#### GIVEN DATA
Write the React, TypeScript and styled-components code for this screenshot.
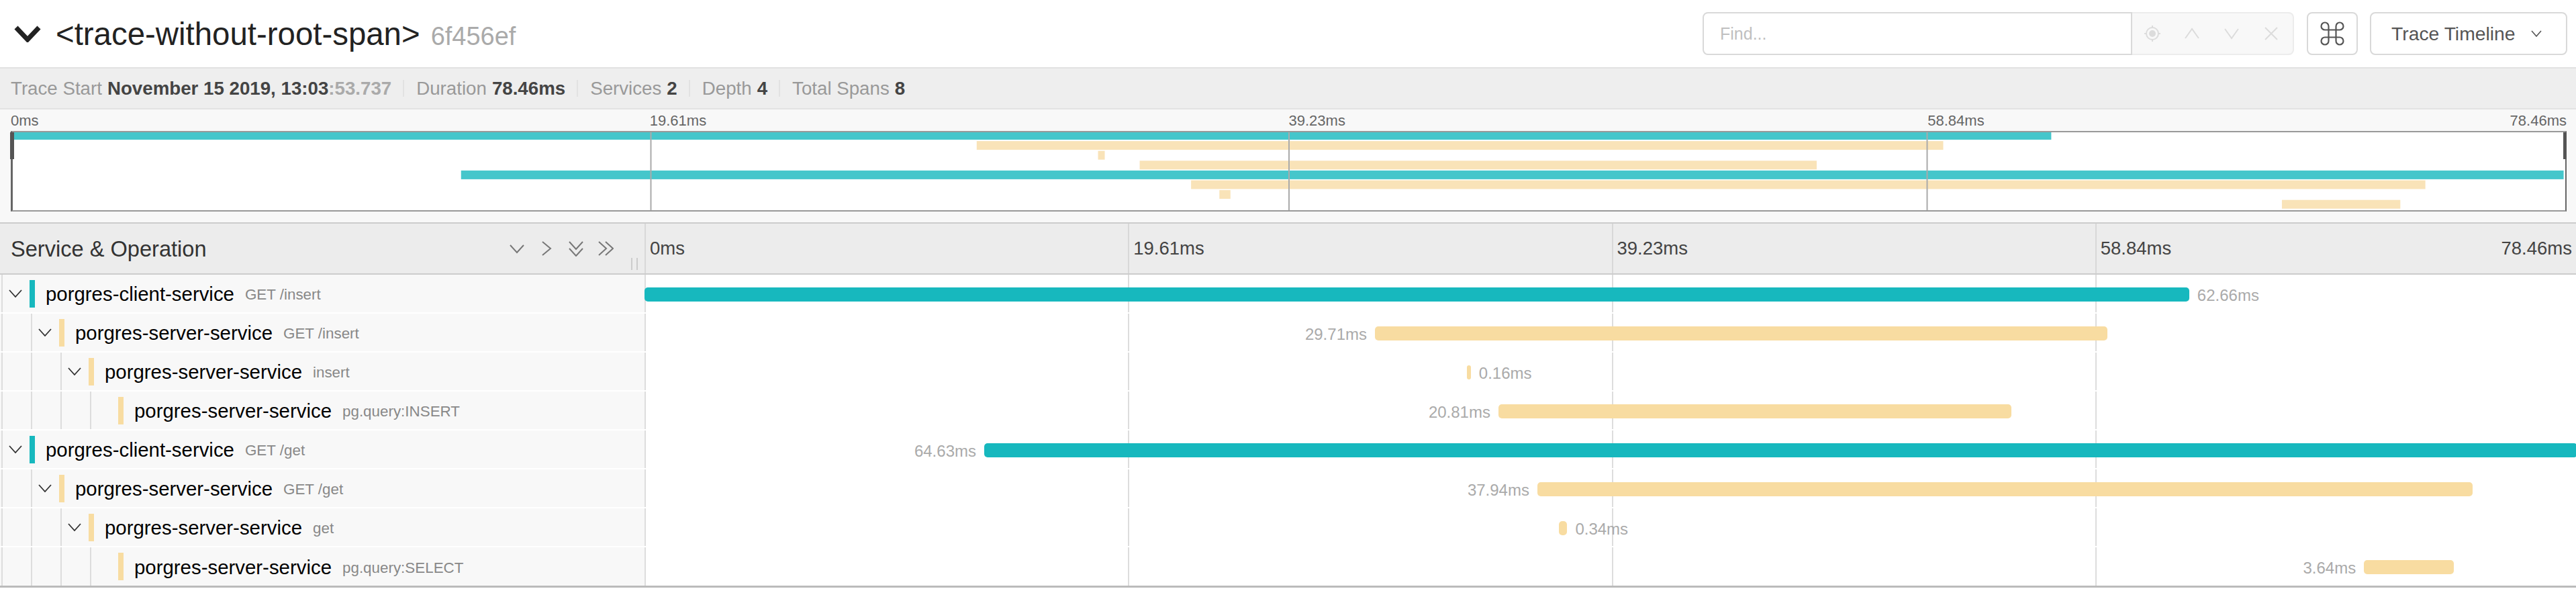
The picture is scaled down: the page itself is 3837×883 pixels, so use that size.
import React from 'react';
import styled, { createGlobalStyle } from 'styled-components';
import { Command } from 'lucide-react';

const GlobalStyle = createGlobalStyle`
	html, body {
		margin: 0;
		padding: 0;
		background: #fff;
		overflow: hidden;
		font-family: 'Liberation Sans', Arial, sans-serif;
	}
	* {
		box-sizing: border-box;
	}
`;

const TEAL = '#17b8be';
const PEACH = '#f8dca1';
const TOTAL_MS = 78.46;

type Span = {
	service: string;
	operation: string;
	level: number;
	start: number;
	duration: number;
	label: string;
	labelSide: 'left' | 'right';
	client: boolean;
	leaf?: boolean;
};

const spans: Span[] = [
	{ service: 'porgres-client-service', operation: 'GET /insert', level: 0, start: 0, duration: 62.66, label: '62.66ms', labelSide: 'right', client: true },
	{ service: 'porgres-server-service', operation: 'GET /insert', level: 1, start: 29.63, duration: 29.71, label: '29.71ms', labelSide: 'left', client: false },
	{ service: 'porgres-server-service', operation: 'insert', level: 2, start: 33.36, duration: 0.16, label: '0.16ms', labelSide: 'right', client: false },
	{ service: 'porgres-server-service', operation: 'pg.query:INSERT', level: 3, start: 34.64, duration: 20.81, label: '20.81ms', labelSide: 'left', client: false, leaf: true },
	{ service: 'porgres-client-service', operation: 'GET /get', level: 0, start: 13.78, duration: 64.63, label: '64.63ms', labelSide: 'left', client: true },
	{ service: 'porgres-server-service', operation: 'GET /get', level: 1, start: 36.22, duration: 37.94, label: '37.94ms', labelSide: 'left', client: false },
	{ service: 'porgres-server-service', operation: 'get', level: 2, start: 37.09, duration: 0.34, label: '0.34ms', labelSide: 'right', client: false },
	{ service: 'porgres-server-service', operation: 'pg.query:SELECT', level: 3, start: 69.75, duration: 3.64, label: '3.64ms', labelSide: 'left', client: false, leaf: true },
];

const tickLabels = ['0ms', '19.61ms', '39.23ms', '58.84ms'];
const tickOffsets = [0, 25, 50, 75];

const Page = styled.div`
	width: 3837px;
	height: 883px;
	overflow: hidden;
	background: #fff;
`;

const TitleBar = styled.header`
	display: flex;
	align-items: center;
	height: 102px;
	padding: 0 13px 0 21px;
	border-bottom: 2px solid #e2e2e2;
`;

const TitleChevron = styled.svg`
	width: 40px;
	height: 26px;
	margin-right: 22px;
	flex: none;
`;

const TraceName = styled.h1`
	margin: 0;
	font-size: 47.4px;
	font-weight: 400;
	color: #222;
	white-space: nowrap;
`;

const TraceId = styled.small`
	margin-left: 16px;
	font-size: 38px;
	color: #aaa;
`;

const Controls = styled.div`
	display: flex;
	align-items: stretch;
	height: 64px;
	margin-left: auto;
`;

const SearchInput = styled.input`
	width: 640px;
	height: 100%;
	padding: 0 24px;
	border: 2px solid #d9d9d9;
	border-radius: 8px 0 0 8px;
	font-family: 'Liberation Sans', Arial, sans-serif;
	font-size: 25px;
	outline: none;
	&::placeholder {
		color: #bfbfbf;
	}
`;

const SearchActions = styled.div`
	display: flex;
	align-items: center;
	justify-content: space-between;
	width: 241px;
	padding: 0 20px 0 18px;
	background: #f8f8f8;
	border: 2px solid #ececec;
	border-left: none;
	border-radius: 0 8px 8px 0;
	margin-right: 19px;
`;

const ActionIcon = styled.svg`
	width: 24px;
	height: 24px;
	fill: none;
	stroke: #dcdcdc;
	stroke-width: 2;
`;

const CommandButton = styled.div`
	display: flex;
	align-items: center;
	justify-content: center;
	width: 76px;
	margin-right: 18px;
	border: 2px solid #d9d9d9;
	border-radius: 8px;
	color: #555;
`;

const ViewButton = styled.div`
	display: flex;
	align-items: center;
	justify-content: space-between;
	width: 294px;
	padding: 0 36px 0 30px;
	border: 2px solid #d9d9d9;
	border-radius: 8px;
	font-size: 28.3px;
	color: #555;
`;

const ViewChevron = styled.svg`
	width: 16px;
	height: 10px;
	fill: none;
	stroke: #555;
	stroke-width: 1.6;
`;

const StatsBar = styled.div`
	display: flex;
	align-items: center;
	height: 61px;
	padding-left: 16px;
	background: #eee;
	border-bottom: 2px solid #e2e2e2;
`;

const Stat = styled.div`
	display: flex;
	align-items: center;
	height: 25px;
	padding: 0 17px 0 18px;
	border-left: 2px solid #e2e2e2;
	font-size: 27.7px;
	color: #999;
	white-space: pre;
	&:first-child {
		padding-left: 0;
		border-left: none;
	}
`;

const StatValue = styled.strong`
	margin-left: 8px;
	color: #444;
`;

const FadedSeconds = styled.span`
	color: #aaa;
`;

const MinimapSection = styled.section`
	height: 170px;
	padding: 2px 14px 0 16px;
	background: #f8f8f8;
	border-bottom: 2px solid #ccc;
`;

const TickRow = styled.div`
	display: grid;
	grid-template-columns: repeat(4, 1fr);
	height: 30px;
	align-items: center;
	font-size: 22px;
	color: #666;
`;

const TickCell = styled.div`
	display: flex;
	justify-content: space-between;
`;

const MinimapCanvas = styled.div`
	height: 120px;
	background: #fff;
	border: 2px solid #999;
	border-left: 3px solid #666;
	border-right-color: #666;
`;

const MinimapDrawing = styled.svg`
	display: block;
	width: 100%;
	height: 100%;
	overflow: visible;
`;

const TimelineHeader = styled.div`
	display: flex;
	height: 76px;
	background: #ececec;
	border-bottom: 2px solid #ccc;
`;

const HeaderLeft = styled.div`
	position: relative;
	display: flex;
	align-items: center;
	justify-content: space-between;
	flex: 0 0 960px;
	padding: 0 46px 0 16px;
`;

const HeaderTitle = styled.h2`
	margin: 2px 0 0;
	font-size: 32.6px;
	font-weight: 400;
	color: #333;
`;

const CollapseIcons = styled.div`
	display: flex;
	align-items: center;
	gap: 20px;
`;

const CollapseIcon = styled.svg`
	width: 24px;
	height: 24px;
	fill: none;
	stroke: #777;
	stroke-width: 2;
`;

const DragGrip = styled.div`
	position: absolute;
	right: 10px;
	bottom: 5px;
	width: 10px;
	height: 18px;
	border-left: 2px solid #ccc;
	border-right: 2px solid #ccc;
`;

const HeaderTicks = styled.div`
	display: grid;
	grid-template-columns: repeat(4, 1fr);
	flex: 0 0 2881px;
	font-size: 27.5px;
	color: #444;
`;

const HeaderTick = styled.div`
	display: flex;
	align-items: center;
	justify-content: space-between;
	padding: 0 10px 0 6px;
	border-left: 2px solid #d8d8d8;
`;

const RowList = styled.div`
	border-bottom: 3px solid #bbb;
	width: 3841px;
`;

const Row = styled.div`
	display: flex;
	height: 58px;
	border-bottom: 2px solid #fff;
	&:last-child {
		height: 57px;
		border-bottom: none;
	}
`;

const NameCell = styled.div`
	display: flex;
	align-items: stretch;
	flex: 0 0 960px;
	background: #f8f8f8;
`;

const IndentGuide = styled.div`
	display: flex;
	align-items: center;
	justify-content: center;
	flex: none;
	width: 42px;
	margin-left: 2px;
	border-left: 2px solid #ddd;
	padding-right: 2px;
`;

const RowChevron = styled.svg`
	width: 20px;
	height: 12px;
	fill: none;
	stroke: #333;
	stroke-width: 1.8;
`;

const ServiceBar = styled.div<{ $color: string }>`
	flex: none;
	width: 8px;
	height: 41px;
	margin: 8px 16px 0 0;
	background: ${(props) => props.$color};
`;

const ServiceName = styled.span`
	align-self: center;
	margin-top: 2px;
	font-size: 29.4px;
	color: #000;
	white-space: nowrap;
`;

const OperationName = styled.span`
	align-self: center;
	margin: 4px 0 0 16px;
	font-size: 22.4px;
	color: #888;
	white-space: nowrap;
`;

const TimelineCell = styled.div`
	position: relative;
	flex: 0 0 2881px;
	background: #fff;
`;

const RowTick = styled.div<{ $left: number }>`
	position: absolute;
	top: 0;
	bottom: 0;
	left: ${(props) => props.$left}%;
	width: 2px;
	background: #ddd;
`;

const SpanBar = styled.div<{ $color: string }>`
	position: absolute;
	top: 19px;
	height: 21px;
	border-radius: 5px;
	background: ${(props) => props.$color};
`;

const DurationLabel = styled.span<{ $side: 'left' | 'right' }>`
	position: absolute;
	top: 1px;
	${(props) =>
		props.$side === 'left' ? 'right: calc(100% + 12px);' : 'left: calc(100% + 12px);'}
	font-size: 24px;
	line-height: 21px;
	color: #aaa;
	white-space: nowrap;
`;

const Minimap: React.FC = () => {
	const width = 3802;
	return (
		<MinimapDrawing viewBox={`0 0 ${width} 116`} preserveAspectRatio="none">
			{spans.map((span, i) => {
				const x = (span.start / TOTAL_MS) * width;
				const w = Math.max((span.duration / TOTAL_MS) * width, 10);
				return (
					<rect
						key={i}
						x={x}
						y={Math.max(0, i * 14.6 - 1.5)}
						width={w}
						height={i === 0 ? 11 : 13}
						fill={span.client ? '#45c6cb' : '#f9e3b8'}
					/>
				);
			})}
			{[25, 50, 75].map((t) => (
				<rect key={t} x={(t / 100) * width - 1} y={0} width={2} height={116} fill="#aaa" />
			))}
			<rect x={-4} y={0} width={6} height={40} fill="#555" />
			<rect x={width - 3} y={0} width={5} height={40} fill="#555" />
		</MinimapDrawing>
	);
};

const App: React.FC = () => {
	return (
		<Page>
			<GlobalStyle />
			<TitleBar>
				<TitleChevron viewBox="0 0 40 26">
					<path d="M3 4 L20 22 L37 4" fill="none" stroke="#222" strokeWidth="7" />
				</TitleChevron>
				<TraceName>
					{'<trace-without-root-span>'}
					<TraceId>6f456ef</TraceId>
				</TraceName>
				<Controls>
					<SearchInput placeholder="Find..." readOnly />
					<SearchActions>
						<ActionIcon viewBox="0 0 24 24">
							<circle cx="12" cy="12" r="9" />
							<circle cx="12" cy="12" r="4" fill="#dcdcdc" />
							<path d="M12 0v3M12 21v3M0 12h3M21 12h3" />
						</ActionIcon>
						<ActionIcon viewBox="0 0 24 24">
							<path d="M2 19 L12 5 L22 19" />
						</ActionIcon>
						<ActionIcon viewBox="0 0 24 24">
							<path d="M2 5 L12 19 L22 5" />
						</ActionIcon>
						<ActionIcon viewBox="0 0 24 24">
							<path d="M3 3 L21 21 M21 3 L3 21" />
						</ActionIcon>
					</SearchActions>
					<CommandButton>
						<Command size={44} strokeWidth={1.2} />
					</CommandButton>
					<ViewButton>
						Trace Timeline
						<ViewChevron viewBox="0 0 16 10">
							<path d="M1 1 L8 9 L15 1" />
						</ViewChevron>
					</ViewButton>
				</Controls>
			</TitleBar>

			<StatsBar>
				<Stat>
					Trace Start
					<StatValue>
						November 15 2019, 13:03<FadedSeconds>:53.737</FadedSeconds>
					</StatValue>
				</Stat>
				<Stat>
					Duration<StatValue>78.46ms</StatValue>
				</Stat>
				<Stat>
					Services<StatValue>2</StatValue>
				</Stat>
				<Stat>
					Depth<StatValue>4</StatValue>
				</Stat>
				<Stat>
					Total Spans<StatValue>8</StatValue>
				</Stat>
			</StatsBar>

			<MinimapSection>
				<TickRow>
					{tickLabels.map((label, i) => (
						<TickCell key={label}>
							<span>{label}</span>
							{i === 3 && <span>78.46ms</span>}
						</TickCell>
					))}
				</TickRow>
				<MinimapCanvas>
					<Minimap />
				</MinimapCanvas>
			</MinimapSection>

			<TimelineHeader>
				<HeaderLeft>
					<HeaderTitle>Service &amp; Operation</HeaderTitle>
					<CollapseIcons>
						<CollapseIcon viewBox="0 0 24 24">
							<path d="M2 7 L12 18 L22 7" />
						</CollapseIcon>
						<CollapseIcon viewBox="0 0 24 24">
							<path d="M6 2 L18 12 L6 22" />
						</CollapseIcon>
						<CollapseIcon viewBox="0 0 24 24">
							<path d="M2 2 L12 13 L22 2 M2 12 L12 23 L22 12" />
						</CollapseIcon>
						<CollapseIcon viewBox="0 0 24 24">
							<path d="M2 2 L13 12 L2 22 M12 2 L23 12 L12 22" />
						</CollapseIcon>
					</CollapseIcons>
					<DragGrip />
				</HeaderLeft>
				<HeaderTicks>
					{tickLabels.map((label, i) => (
						<HeaderTick key={label}>
							<span>{label}</span>
							{i === 3 && <span>78.46ms</span>}
						</HeaderTick>
					))}
				</HeaderTicks>
			</TimelineHeader>

			<RowList>
				{spans.map((span, i) => {
					const color = span.client ? TEAL : PEACH;
					return (
						<Row key={i}>
							<NameCell>
								{Array.from({ length: span.level + 1 }).map((_, g) => (
									<IndentGuide key={g}>
										{g === span.level && !span.leaf && (
											<RowChevron viewBox="0 0 20 12">
												<path d="M1 1 L10 11 L19 1" />
											</RowChevron>
										)}
									</IndentGuide>
								))}
								<ServiceBar $color={color} />
								<ServiceName>{span.service}</ServiceName>
								<OperationName>{span.operation}</OperationName>
							</NameCell>
							<TimelineCell>
								{tickOffsets.map((t) => (
									<RowTick key={t} $left={t} />
								))}
								<SpanBar
									$color={color}
									style={{
										left: `${(span.start / TOTAL_MS) * 100}%`,
										width: `${(span.duration / TOTAL_MS) * 100}%`,
									}}
								>
									<DurationLabel $side={span.labelSide}>{span.label}</DurationLabel>
								</SpanBar>
							</TimelineCell>
						</Row>
					);
				})}
			</RowList>
		</Page>
	);
};

export default App;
########
**EXERCISE GOAL**
Only the lines from the top of the data through the line with "const TOTAL_MS = 78.46;" should be quoted, exactly and with both ends kept; skip the pictures.

**TASK RESULT**
Write the React, TypeScript and styled-components code for this screenshot.
The picture is scaled down: the page itself is 3837×883 pixels, so use that size.
import React from 'react';
import styled, { createGlobalStyle } from 'styled-components';
import { Command } from 'lucide-react';

const GlobalStyle = createGlobalStyle`
	html, body {
		margin: 0;
		padding: 0;
		background: #fff;
		overflow: hidden;
		font-family: 'Liberation Sans', Arial, sans-serif;
	}
	* {
		box-sizing: border-box;
	}
`;

const TEAL = '#17b8be';
const PEACH = '#f8dca1';
const TOTAL_MS = 78.46;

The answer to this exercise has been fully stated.